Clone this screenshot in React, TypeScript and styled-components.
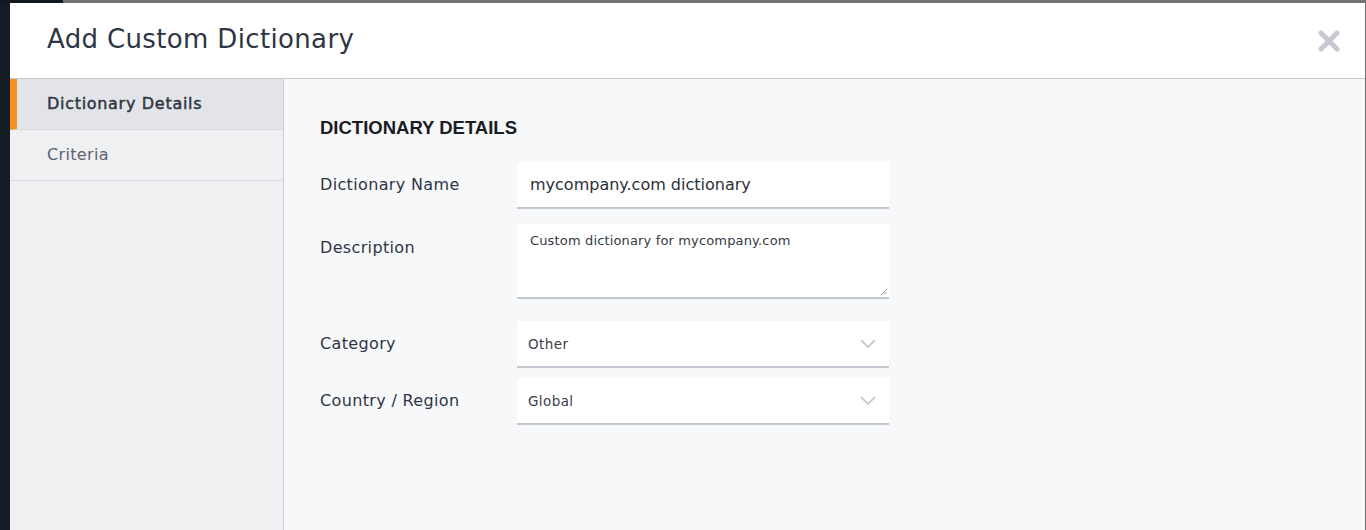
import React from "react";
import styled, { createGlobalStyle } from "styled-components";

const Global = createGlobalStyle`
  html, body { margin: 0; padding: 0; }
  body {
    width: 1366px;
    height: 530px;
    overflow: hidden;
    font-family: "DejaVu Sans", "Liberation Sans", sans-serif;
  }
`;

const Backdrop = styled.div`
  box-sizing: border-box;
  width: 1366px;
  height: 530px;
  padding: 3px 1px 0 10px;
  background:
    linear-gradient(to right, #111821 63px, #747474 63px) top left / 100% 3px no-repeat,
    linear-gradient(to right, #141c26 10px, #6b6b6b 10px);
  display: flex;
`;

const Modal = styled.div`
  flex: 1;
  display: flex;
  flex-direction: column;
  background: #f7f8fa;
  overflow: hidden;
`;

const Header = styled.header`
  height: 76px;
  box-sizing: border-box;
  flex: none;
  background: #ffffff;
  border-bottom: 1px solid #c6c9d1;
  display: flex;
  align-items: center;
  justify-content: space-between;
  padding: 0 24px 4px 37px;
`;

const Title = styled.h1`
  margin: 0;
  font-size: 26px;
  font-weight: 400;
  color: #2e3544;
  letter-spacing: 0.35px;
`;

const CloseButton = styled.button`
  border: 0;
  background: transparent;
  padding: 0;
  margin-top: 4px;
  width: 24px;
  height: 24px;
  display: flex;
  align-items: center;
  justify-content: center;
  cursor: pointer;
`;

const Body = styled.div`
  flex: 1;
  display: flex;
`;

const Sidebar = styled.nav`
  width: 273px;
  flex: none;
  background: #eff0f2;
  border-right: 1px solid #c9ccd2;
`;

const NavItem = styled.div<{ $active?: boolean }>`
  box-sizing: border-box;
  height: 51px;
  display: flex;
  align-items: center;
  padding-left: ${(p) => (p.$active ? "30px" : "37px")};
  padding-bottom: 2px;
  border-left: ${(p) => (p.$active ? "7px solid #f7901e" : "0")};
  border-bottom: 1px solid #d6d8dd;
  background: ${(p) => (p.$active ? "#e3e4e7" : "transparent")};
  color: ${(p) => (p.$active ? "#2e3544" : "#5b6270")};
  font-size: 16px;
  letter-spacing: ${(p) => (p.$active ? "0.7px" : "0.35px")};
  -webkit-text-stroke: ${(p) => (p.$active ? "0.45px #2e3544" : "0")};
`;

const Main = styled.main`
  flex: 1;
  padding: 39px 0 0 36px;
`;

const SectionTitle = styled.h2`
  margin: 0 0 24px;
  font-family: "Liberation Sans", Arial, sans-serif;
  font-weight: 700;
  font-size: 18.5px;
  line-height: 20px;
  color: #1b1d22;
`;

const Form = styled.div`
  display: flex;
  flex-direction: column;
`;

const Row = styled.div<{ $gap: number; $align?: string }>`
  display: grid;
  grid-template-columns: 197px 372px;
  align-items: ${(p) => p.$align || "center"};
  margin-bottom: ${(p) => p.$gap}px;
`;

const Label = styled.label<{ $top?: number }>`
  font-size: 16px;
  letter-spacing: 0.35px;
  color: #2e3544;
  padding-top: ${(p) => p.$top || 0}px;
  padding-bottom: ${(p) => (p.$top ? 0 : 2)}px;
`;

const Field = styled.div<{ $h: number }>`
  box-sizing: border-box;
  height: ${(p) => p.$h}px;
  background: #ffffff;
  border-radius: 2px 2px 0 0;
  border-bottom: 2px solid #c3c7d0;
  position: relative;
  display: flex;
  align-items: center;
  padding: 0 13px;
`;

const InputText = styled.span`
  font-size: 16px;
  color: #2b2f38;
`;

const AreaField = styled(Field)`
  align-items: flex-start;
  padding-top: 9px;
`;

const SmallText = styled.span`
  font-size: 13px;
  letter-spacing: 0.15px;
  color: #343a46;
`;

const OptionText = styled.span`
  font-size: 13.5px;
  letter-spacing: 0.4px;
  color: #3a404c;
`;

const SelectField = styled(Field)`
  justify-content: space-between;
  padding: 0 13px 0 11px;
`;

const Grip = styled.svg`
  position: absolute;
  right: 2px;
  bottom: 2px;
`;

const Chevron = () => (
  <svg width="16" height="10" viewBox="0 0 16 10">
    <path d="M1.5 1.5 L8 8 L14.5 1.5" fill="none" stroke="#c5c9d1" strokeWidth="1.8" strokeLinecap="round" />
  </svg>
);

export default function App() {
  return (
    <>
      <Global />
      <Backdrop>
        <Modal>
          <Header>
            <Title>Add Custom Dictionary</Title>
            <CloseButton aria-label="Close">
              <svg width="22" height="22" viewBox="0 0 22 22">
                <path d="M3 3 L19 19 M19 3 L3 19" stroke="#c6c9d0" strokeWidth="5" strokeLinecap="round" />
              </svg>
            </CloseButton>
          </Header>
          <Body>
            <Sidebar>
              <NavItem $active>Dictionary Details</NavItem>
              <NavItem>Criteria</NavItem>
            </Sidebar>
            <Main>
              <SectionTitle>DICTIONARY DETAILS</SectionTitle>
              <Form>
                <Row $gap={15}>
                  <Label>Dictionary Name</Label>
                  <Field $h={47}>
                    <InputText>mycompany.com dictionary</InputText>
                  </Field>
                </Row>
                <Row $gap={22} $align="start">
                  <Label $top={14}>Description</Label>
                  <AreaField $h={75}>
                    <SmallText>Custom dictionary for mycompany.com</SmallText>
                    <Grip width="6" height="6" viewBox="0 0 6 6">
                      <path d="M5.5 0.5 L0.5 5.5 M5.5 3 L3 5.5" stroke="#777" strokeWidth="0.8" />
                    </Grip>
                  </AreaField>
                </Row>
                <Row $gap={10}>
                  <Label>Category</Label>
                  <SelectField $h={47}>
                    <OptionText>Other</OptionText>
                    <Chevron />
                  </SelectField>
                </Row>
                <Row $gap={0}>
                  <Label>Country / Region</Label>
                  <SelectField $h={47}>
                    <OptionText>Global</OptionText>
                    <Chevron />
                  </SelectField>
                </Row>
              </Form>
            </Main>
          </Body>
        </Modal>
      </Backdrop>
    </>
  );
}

- **Your objective**
Omit every picture, then repeat the remaining data exactly as it appears above.

- **Full output**
Clone this screenshot in React, TypeScript and styled-components.
import React from "react";
import styled, { createGlobalStyle } from "styled-components";

const Global = createGlobalStyle`
  html, body { margin: 0; padding: 0; }
  body {
    width: 1366px;
    height: 530px;
    overflow: hidden;
    font-family: "DejaVu Sans", "Liberation Sans", sans-serif;
  }
`;

const Backdrop = styled.div`
  box-sizing: border-box;
  width: 1366px;
  height: 530px;
  padding: 3px 1px 0 10px;
  background:
    linear-gradient(to right, #111821 63px, #747474 63px) top left / 100% 3px no-repeat,
    linear-gradient(to right, #141c26 10px, #6b6b6b 10px);
  display: flex;
`;

const Modal = styled.div`
  flex: 1;
  display: flex;
  flex-direction: column;
  background: #f7f8fa;
  overflow: hidden;
`;

const Header = styled.header`
  height: 76px;
  box-sizing: border-box;
  flex: none;
  background: #ffffff;
  border-bottom: 1px solid #c6c9d1;
  display: flex;
  align-items: center;
  justify-content: space-between;
  padding: 0 24px 4px 37px;
`;

const Title = styled.h1`
  margin: 0;
  font-size: 26px;
  font-weight: 400;
  color: #2e3544;
  letter-spacing: 0.35px;
`;

const CloseButton = styled.button`
  border: 0;
  background: transparent;
  padding: 0;
  margin-top: 4px;
  width: 24px;
  height: 24px;
  display: flex;
  align-items: center;
  justify-content: center;
  cursor: pointer;
`;

const Body = styled.div`
  flex: 1;
  display: flex;
`;

const Sidebar = styled.nav`
  width: 273px;
  flex: none;
  background: #eff0f2;
  border-right: 1px solid #c9ccd2;
`;

const NavItem = styled.div<{ $active?: boolean }>`
  box-sizing: border-box;
  height: 51px;
  display: flex;
  align-items: center;
  padding-left: ${(p) => (p.$active ? "30px" : "37px")};
  padding-bottom: 2px;
  border-left: ${(p) => (p.$active ? "7px solid #f7901e" : "0")};
  border-bottom: 1px solid #d6d8dd;
  background: ${(p) => (p.$active ? "#e3e4e7" : "transparent")};
  color: ${(p) => (p.$active ? "#2e3544" : "#5b6270")};
  font-size: 16px;
  letter-spacing: ${(p) => (p.$active ? "0.7px" : "0.35px")};
  -webkit-text-stroke: ${(p) => (p.$active ? "0.45px #2e3544" : "0")};
`;

const Main = styled.main`
  flex: 1;
  padding: 39px 0 0 36px;
`;

const SectionTitle = styled.h2`
  margin: 0 0 24px;
  font-family: "Liberation Sans", Arial, sans-serif;
  font-weight: 700;
  font-size: 18.5px;
  line-height: 20px;
  color: #1b1d22;
`;

const Form = styled.div`
  display: flex;
  flex-direction: column;
`;

const Row = styled.div<{ $gap: number; $align?: string }>`
  display: grid;
  grid-template-columns: 197px 372px;
  align-items: ${(p) => p.$align || "center"};
  margin-bottom: ${(p) => p.$gap}px;
`;

const Label = styled.label<{ $top?: number }>`
  font-size: 16px;
  letter-spacing: 0.35px;
  color: #2e3544;
  padding-top: ${(p) => p.$top || 0}px;
  padding-bottom: ${(p) => (p.$top ? 0 : 2)}px;
`;

const Field = styled.div<{ $h: number }>`
  box-sizing: border-box;
  height: ${(p) => p.$h}px;
  background: #ffffff;
  border-radius: 2px 2px 0 0;
  border-bottom: 2px solid #c3c7d0;
  position: relative;
  display: flex;
  align-items: center;
  padding: 0 13px;
`;

const InputText = styled.span`
  font-size: 16px;
  color: #2b2f38;
`;

const AreaField = styled(Field)`
  align-items: flex-start;
  padding-top: 9px;
`;

const SmallText = styled.span`
  font-size: 13px;
  letter-spacing: 0.15px;
  color: #343a46;
`;

const OptionText = styled.span`
  font-size: 13.5px;
  letter-spacing: 0.4px;
  color: #3a404c;
`;

const SelectField = styled(Field)`
  justify-content: space-between;
  padding: 0 13px 0 11px;
`;

const Grip = styled.svg`
  position: absolute;
  right: 2px;
  bottom: 2px;
`;

const Chevron = () => (
  <svg width="16" height="10" viewBox="0 0 16 10">
    <path d="M1.5 1.5 L8 8 L14.5 1.5" fill="none" stroke="#c5c9d1" strokeWidth="1.8" strokeLinecap="round" />
  </svg>
);

export default function App() {
  return (
    <>
      <Global />
      <Backdrop>
        <Modal>
          <Header>
            <Title>Add Custom Dictionary</Title>
            <CloseButton aria-label="Close">
              <svg width="22" height="22" viewBox="0 0 22 22">
                <path d="M3 3 L19 19 M19 3 L3 19" stroke="#c6c9d0" strokeWidth="5" strokeLinecap="round" />
              </svg>
            </CloseButton>
          </Header>
          <Body>
            <Sidebar>
              <NavItem $active>Dictionary Details</NavItem>
              <NavItem>Criteria</NavItem>
            </Sidebar>
            <Main>
              <SectionTitle>DICTIONARY DETAILS</SectionTitle>
              <Form>
                <Row $gap={15}>
                  <Label>Dictionary Name</Label>
                  <Field $h={47}>
                    <InputText>mycompany.com dictionary</InputText>
                  </Field>
                </Row>
                <Row $gap={22} $align="start">
                  <Label $top={14}>Description</Label>
                  <AreaField $h={75}>
                    <SmallText>Custom dictionary for mycompany.com</SmallText>
                    <Grip width="6" height="6" viewBox="0 0 6 6">
                      <path d="M5.5 0.5 L0.5 5.5 M5.5 3 L3 5.5" stroke="#777" strokeWidth="0.8" />
                    </Grip>
                  </AreaField>
                </Row>
                <Row $gap={10}>
                  <Label>Category</Label>
                  <SelectField $h={47}>
                    <OptionText>Other</OptionText>
                    <Chevron />
                  </SelectField>
                </Row>
                <Row $gap={0}>
                  <Label>Country / Region</Label>
                  <SelectField $h={47}>
                    <OptionText>Global</OptionText>
                    <Chevron />
                  </SelectField>
                </Row>
              </Form>
            </Main>
          </Body>
        </Modal>
      </Backdrop>
    </>
  );
}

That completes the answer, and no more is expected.